The title track “Rhydhun”, a fast paced fusion is remarkable for the brilliant use of a violin with solid rhythm on the didgeridoo. Latin rhythms add a festive air to the music as a whole. A combination of Indian classical and modern western vocal improvisations is added which lend weight to the composition. The music moves to trance, this time with a tabla augmenting the rhythm section. It starts with western vocals giving way to Indian classical vocal improvisation and then back to western. The accompaniment however, is quite simple. A solo on the didgeridoo is egged on by the tabla.
The album is dominated by classical vocals especially on “Om Shanti”. “Moonlight” appropriately is trance with the sarangi adding a Nepali feel. It’s a cleverly blended Nepali folk tune that has the feel of country & western reminding one of “Cotton Eyed Joe” with bits of African style vocals thrown in. It also has some inspired flute playing. This track should get a lot of airplay. “Chill Out Pulsation” is exactly what it says, “It’s party time”. You can imagine yourself at the Last Resort with not a care in the world; excellent flute improvisations.

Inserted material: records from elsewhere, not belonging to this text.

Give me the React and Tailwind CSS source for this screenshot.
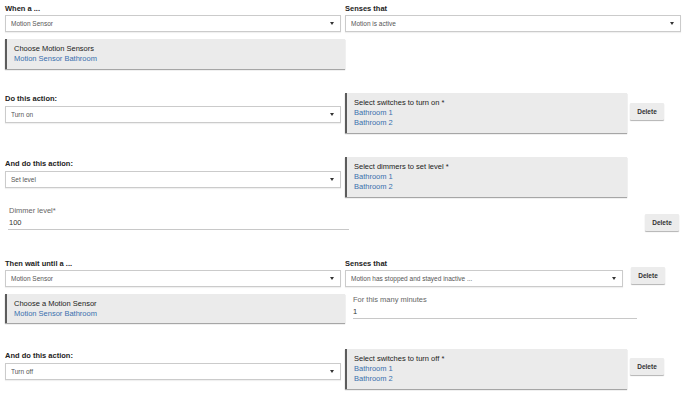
import React from "react";

// small building blocks for the rule editor
const Label = ({ children, className = "" }) => (
  <div className={"text-[7.5px] leading-[12px] font-bold text-[#222] " + className}>{children}</div>
);

const Select = ({ value, className = "" }) => (
  <div
    className={
      "h-[17px] border border-[#cbcbcb] bg-white flex items-center pl-[5px] pr-[6px] text-[6.5px] text-[#555] shadow-[0_1px_1px_rgba(0,0,0,0.06)] " +
      className
    }
  >
    <span className="flex-1 truncate">{value}</span>
    <span className="w-0 h-0 border-l-[2.5px] border-r-[2.5px] border-t-[3px] border-l-transparent border-r-transparent border-t-[#333]" />
  </div>
);

const Picker = ({ title, items, className = "" }) => (
  <div
    className={
      "bg-[#ebebeb] border-l-2 border-[#5c5c5c] shadow-[0_1px_1px_rgba(0,0,0,0.35)] pl-[7px] pt-[5px] text-[7.5px] leading-[10px] " +
      className
    }
  >
    <div className="text-[#222]">{title}</div>
    {items.map((item, index) => (
      <div className="text-[#3a70ae]" key={index}>
        {item}
      </div>
    ))}
  </div>
);

const DeleteBtn = ({ className = "" }) => (
  <div
    className={
      "w-[34px] h-[17px] bg-[#ececec] rounded-[1px] shadow-[0_1px_1px_rgba(0,0,0,0.3)] flex items-center justify-center text-[6.5px] font-bold text-[#333] " +
      className
    }
  >
    Delete
  </div>
);

const TextField = ({ label, value, className = "" }) => (
  <div className={"border-b border-[#c8c8c8] " + className}>
    <div className="text-[7.5px] leading-[12px] text-[#666]">{label}</div>
    <div className="text-[7.5px] leading-[10px] text-[#333] mt-[1px] pb-[1px]">{value}</div>
  </div>
);

const bathrooms = ["Bathroom 1", "Bathroom 2"];

export default function App() {
  return (
    <div className="w-[690px] h-[402px] bg-white px-[5px] pt-[3px] overflow-hidden font-['Liberation_Sans',Arial,sans-serif]">
      {/* trigger */}
      <div className="flex gap-[4px]">
        <div className="w-[336px]">
          <Label>When a ...</Label>
          <Select value="Motion Sensor" />
        </div>
        <div className="w-[336px]">
          <Label>Senses that</Label>
          <Select value="Motion is active" />
        </div>
      </div>
      <Picker
        title="Choose Motion Sensors"
        items={["Motion Sensor Bathroom"]}
        className="w-[340px] h-[30px] mt-[7px]"
      />

      {/* first action */}
      <div className="flex items-start mt-[24px]">
        <div className="w-[336px]">
          <Label>Do this action:</Label>
          <Select value="Turn on" className="mt-[1px]" />
        </div>
        <Picker
          title="Select switches to turn on *"
          items={bathrooms}
          className="w-[282px] h-[40px] ml-[4px]"
        />
        <DeleteBtn className="ml-[3px] mt-[10px]" />
      </div>

      {/* second action */}
      <div className="flex items-start mt-[24px]">
        <div className="w-[336px] pt-[1px]">
          <Label>And do this action:</Label>
          <Select value="Set level" className="mt-[1px]" />
        </div>
        <Picker
          title="Select dimmers to set level *"
          items={bathrooms}
          className="w-[282px] h-[40px] ml-[4px]"
        />
      </div>

      <div className="flex items-start mt-[8px]">
        <TextField label="Dimmer level*" value="100" className="w-[341px] ml-[3px] pl-[1px]" />
        <DeleteBtn className="ml-auto mr-[6px] mt-[9px]" />
      </div>

      {/* wait */}
      <div className="flex items-start mt-[27px]">
        <div className="w-[336px]">
          <Label>Then wait until a ...</Label>
          <Select value="Motion Sensor" />
        </div>
        <div className="w-[278px] ml-[4px]">
          <Label>Senses that</Label>
          <Select value="Motion has stopped and stayed inactive ..." />
        </div>
        <DeleteBtn className="ml-[8px] mt-[9px]" />
      </div>

      <div className="flex items-start mt-[7px]">
        <Picker
          title="Choose a Motion Sensor"
          items={["Motion Sensor Bathroom"]}
          className="w-[340px] h-[29px]"
        />
        <TextField label="For this many minutes" value="1" className="w-[284px] ml-[8px]" />
      </div>

      {/* last action */}
      <div className="flex items-start mt-[26px]">
        <div className="w-[336px] pt-[1px]">
          <Label>And do this action:</Label>
          <Select value="Turn off" className="mt-[1px]" />
        </div>
        <Picker
          title="Select switches to turn off *"
          items={bathrooms}
          className="w-[282px] h-[40px] ml-[4px]"
        />
        <DeleteBtn className="ml-[3px] mt-[9px]" />
      </div>
    </div>
  );
}
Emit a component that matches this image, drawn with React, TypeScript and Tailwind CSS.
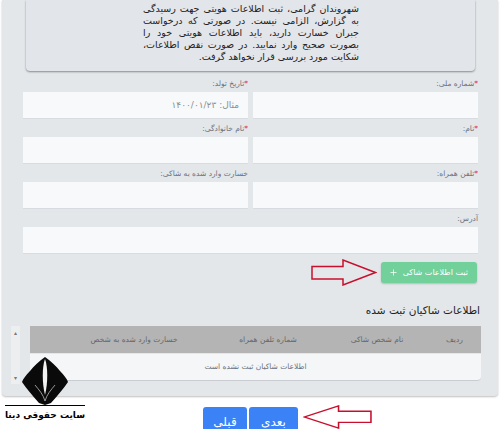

Amul Karki is finally heard loud and clear in “Groove in-tune” where his mastery of the sax is complemented by Nepali folk and classical vocals. But this track has too much fusion going, distracting from the general feel of the album; a bit too ambitious. Playing time is long with almost all the tracks clocking more than five minutes. The strength of the album lies in the powerful rhythms and the magical improvisations. Shyam Nepali has come up with a cleverly done fusion album, which should be a great hit with the DJs.